“It’s nasty—it had feces on the wall,” testified an inmate at the Fluvanna Correctional Center for Women during a November 9 settlement hearing. “It had blood,” she added, describing a trip to the prison infirmary.
Cynthia Scott, 46, is one of five female prisoners who filed suit against the institution for insufficient medical care in July 2012. The settlement hearing, heard by Judge Norman Moon in U.S. District Court, was to determine the fairness of the settlement in the class action lawsuit. Several inmates testified that they hadn’t been properly cared for and became more ill. Erika Ramsdale, a UVA oncologist who treated a FCCW terminal cancer patient, testified that her patient missed an appointment with no notice and was denied her prescriptions.
In Scott’s testimony, she described an inmate who wasn’t treated for a hand “with pus coming out of it,” and was told by nurses it was because the medication was too expensive. Without treatment, Scott’s fellow inmate continued her job in the kitchen.
Scott, who has a history of blood clots, said six months passed between the time her leg started swelling and she was able to get an ultrasound.
“My toes were blue,” she said. “The bottom of my foot was ice cold.”
After she had to cut her own sock off with nail clippers and nurses acknowledged the swelling, she was rushed to UVA where a doctor prescribed blood-thinning shots twice a day and blood tests every week. Scott testified that it took a few days for the nurses to determine a correct prescription and, eventually, she said a prison doctor took her off the blood-thinning shots. When her toes turned blue again, she was taken back to UVA where a doctor said she never should have been taken off the blood thinner. Scott has not had access to her blood thinner prescription since December 2013.

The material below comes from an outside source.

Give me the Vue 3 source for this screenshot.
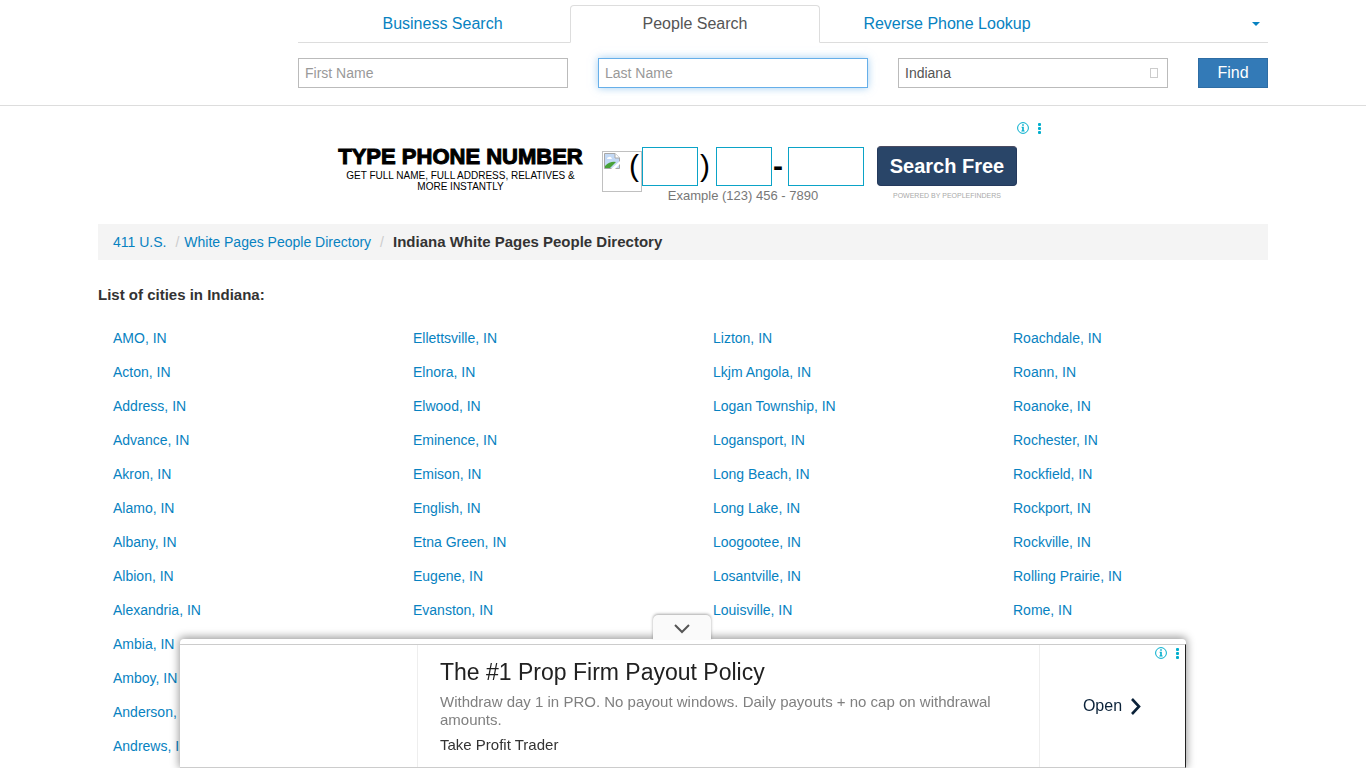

A compliance monitor for the prison, Dr. Nicholas Scharff, will visit the prison every quarter if the settlement is reached. The judge has until December 21 to sign the settlement and it is expected that he will. After the hearing, Judge Moon thanked and congratulated the people in the courtroom for working to correct the situation, calling it “a great service.”
Hoping to have her rights recognized, Scott said, “We’ve made mistakes, but we’re still human beings.”